--- begin Dataset content ---
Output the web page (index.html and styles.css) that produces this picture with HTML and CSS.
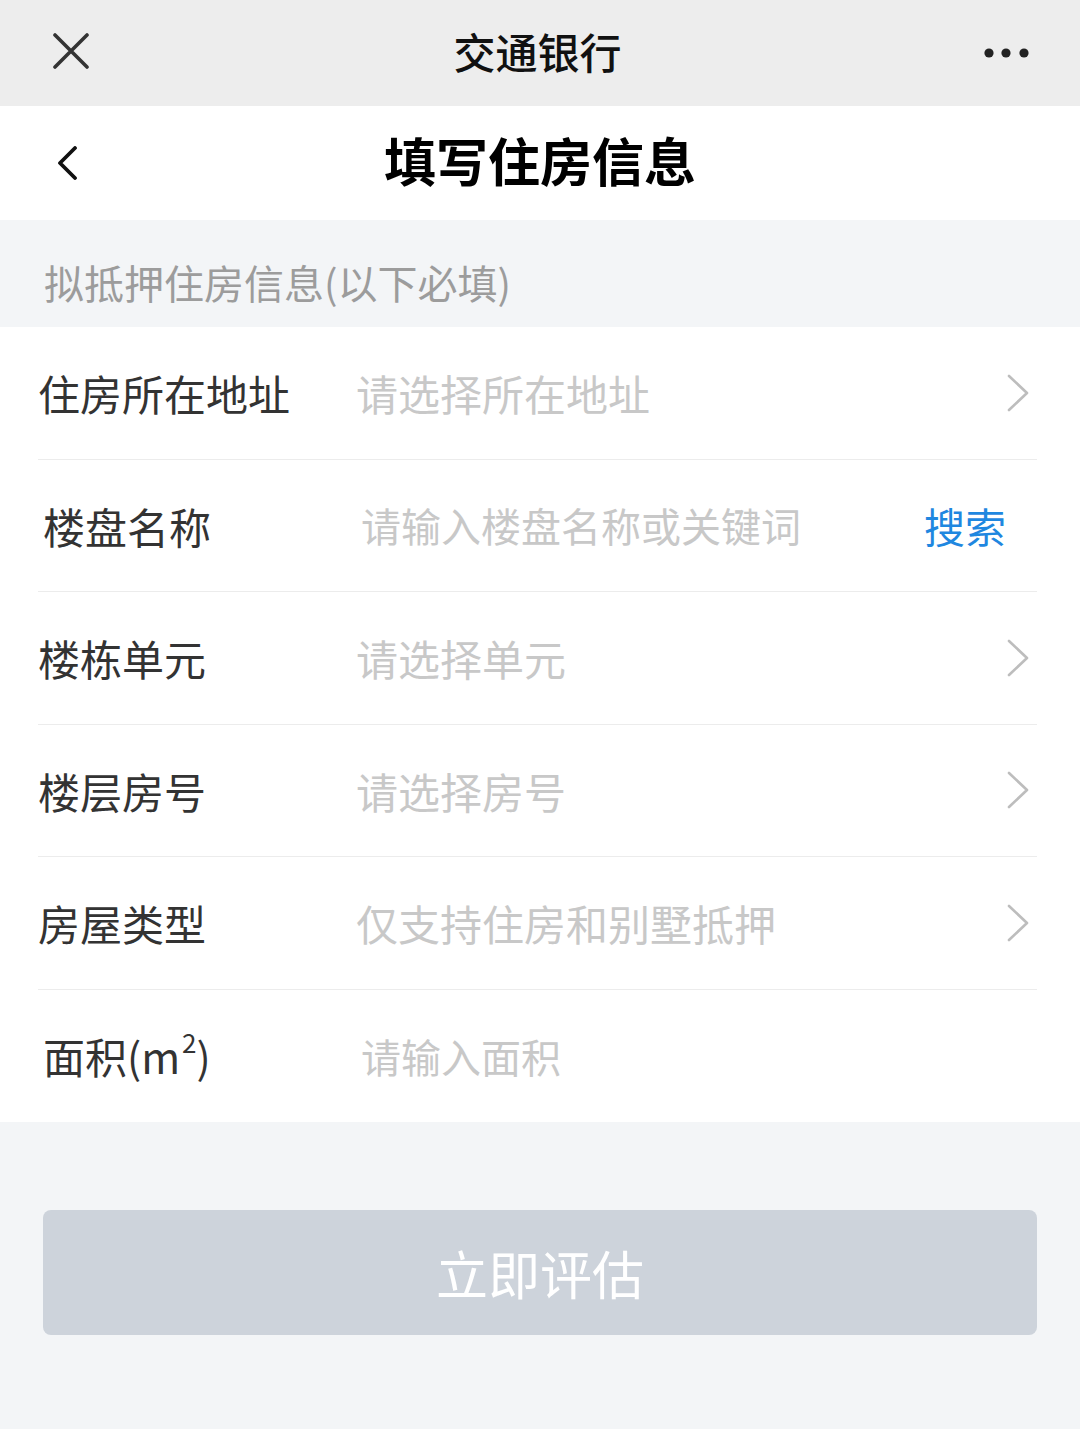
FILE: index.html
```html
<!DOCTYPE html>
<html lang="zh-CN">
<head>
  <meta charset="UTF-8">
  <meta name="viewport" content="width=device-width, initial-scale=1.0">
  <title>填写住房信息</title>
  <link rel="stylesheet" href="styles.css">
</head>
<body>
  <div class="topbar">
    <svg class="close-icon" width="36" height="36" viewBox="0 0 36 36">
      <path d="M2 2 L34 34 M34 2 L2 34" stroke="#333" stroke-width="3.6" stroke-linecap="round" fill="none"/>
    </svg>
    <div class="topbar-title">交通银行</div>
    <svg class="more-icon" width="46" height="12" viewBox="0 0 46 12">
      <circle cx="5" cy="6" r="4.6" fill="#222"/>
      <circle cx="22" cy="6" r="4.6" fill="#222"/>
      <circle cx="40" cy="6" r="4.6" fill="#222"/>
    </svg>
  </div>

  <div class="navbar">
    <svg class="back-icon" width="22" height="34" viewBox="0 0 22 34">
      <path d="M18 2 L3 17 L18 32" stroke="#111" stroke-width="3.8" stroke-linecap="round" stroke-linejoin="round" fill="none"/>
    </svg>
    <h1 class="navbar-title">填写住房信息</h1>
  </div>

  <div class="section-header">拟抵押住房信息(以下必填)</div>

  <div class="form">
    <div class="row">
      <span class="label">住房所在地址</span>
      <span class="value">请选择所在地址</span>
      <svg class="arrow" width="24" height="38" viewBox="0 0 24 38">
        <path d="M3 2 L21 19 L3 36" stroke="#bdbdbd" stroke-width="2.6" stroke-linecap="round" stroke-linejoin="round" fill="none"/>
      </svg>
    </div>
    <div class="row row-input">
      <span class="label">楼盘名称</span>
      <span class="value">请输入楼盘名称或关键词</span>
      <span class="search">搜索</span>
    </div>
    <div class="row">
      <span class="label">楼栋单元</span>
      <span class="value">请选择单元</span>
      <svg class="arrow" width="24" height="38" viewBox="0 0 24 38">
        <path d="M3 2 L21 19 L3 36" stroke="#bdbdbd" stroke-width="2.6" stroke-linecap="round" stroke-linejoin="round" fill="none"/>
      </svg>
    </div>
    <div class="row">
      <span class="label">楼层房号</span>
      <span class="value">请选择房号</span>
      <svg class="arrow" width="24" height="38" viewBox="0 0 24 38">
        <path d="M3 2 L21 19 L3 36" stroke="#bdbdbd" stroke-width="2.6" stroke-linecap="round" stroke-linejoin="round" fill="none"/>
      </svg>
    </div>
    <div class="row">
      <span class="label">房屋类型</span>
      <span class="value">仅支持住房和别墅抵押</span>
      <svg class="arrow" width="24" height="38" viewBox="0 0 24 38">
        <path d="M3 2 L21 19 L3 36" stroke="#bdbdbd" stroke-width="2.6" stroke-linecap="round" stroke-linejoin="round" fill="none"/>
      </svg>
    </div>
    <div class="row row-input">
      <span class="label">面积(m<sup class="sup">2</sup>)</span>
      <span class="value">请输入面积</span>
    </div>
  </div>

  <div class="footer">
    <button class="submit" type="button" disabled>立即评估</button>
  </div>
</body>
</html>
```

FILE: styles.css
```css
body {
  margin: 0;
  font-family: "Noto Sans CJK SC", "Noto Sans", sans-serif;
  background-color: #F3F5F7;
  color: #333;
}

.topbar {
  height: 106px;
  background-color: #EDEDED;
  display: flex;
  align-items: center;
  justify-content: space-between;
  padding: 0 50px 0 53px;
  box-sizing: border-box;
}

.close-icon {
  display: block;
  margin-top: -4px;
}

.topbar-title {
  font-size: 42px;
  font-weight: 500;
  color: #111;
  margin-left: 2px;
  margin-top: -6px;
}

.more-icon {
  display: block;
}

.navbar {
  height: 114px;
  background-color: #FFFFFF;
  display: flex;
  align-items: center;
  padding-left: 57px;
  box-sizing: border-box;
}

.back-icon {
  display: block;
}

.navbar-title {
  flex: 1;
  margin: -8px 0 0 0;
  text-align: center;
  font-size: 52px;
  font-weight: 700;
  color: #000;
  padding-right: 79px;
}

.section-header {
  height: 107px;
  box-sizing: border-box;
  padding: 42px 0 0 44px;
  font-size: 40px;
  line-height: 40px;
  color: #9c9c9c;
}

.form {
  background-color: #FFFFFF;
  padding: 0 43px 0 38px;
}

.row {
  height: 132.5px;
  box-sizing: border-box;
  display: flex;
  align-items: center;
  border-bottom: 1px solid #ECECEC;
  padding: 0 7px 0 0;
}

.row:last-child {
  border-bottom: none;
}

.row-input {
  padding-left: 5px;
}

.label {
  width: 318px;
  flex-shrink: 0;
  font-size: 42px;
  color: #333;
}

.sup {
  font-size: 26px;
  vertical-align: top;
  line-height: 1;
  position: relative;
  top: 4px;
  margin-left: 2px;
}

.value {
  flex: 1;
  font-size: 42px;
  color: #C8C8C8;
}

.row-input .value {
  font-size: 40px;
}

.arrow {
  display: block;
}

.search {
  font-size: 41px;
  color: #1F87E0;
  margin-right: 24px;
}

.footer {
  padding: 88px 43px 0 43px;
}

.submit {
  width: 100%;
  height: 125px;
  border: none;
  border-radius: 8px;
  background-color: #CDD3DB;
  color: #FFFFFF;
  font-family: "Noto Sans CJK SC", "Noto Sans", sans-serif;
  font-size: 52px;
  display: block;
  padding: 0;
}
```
--- end Dataset content ---
## What is asked
Copy whichever lines in the listing above contain the word "index".

## Answer to this task
Output the web page (index.html and styles.css) that produces this picture with HTML and CSS.
FILE: index.html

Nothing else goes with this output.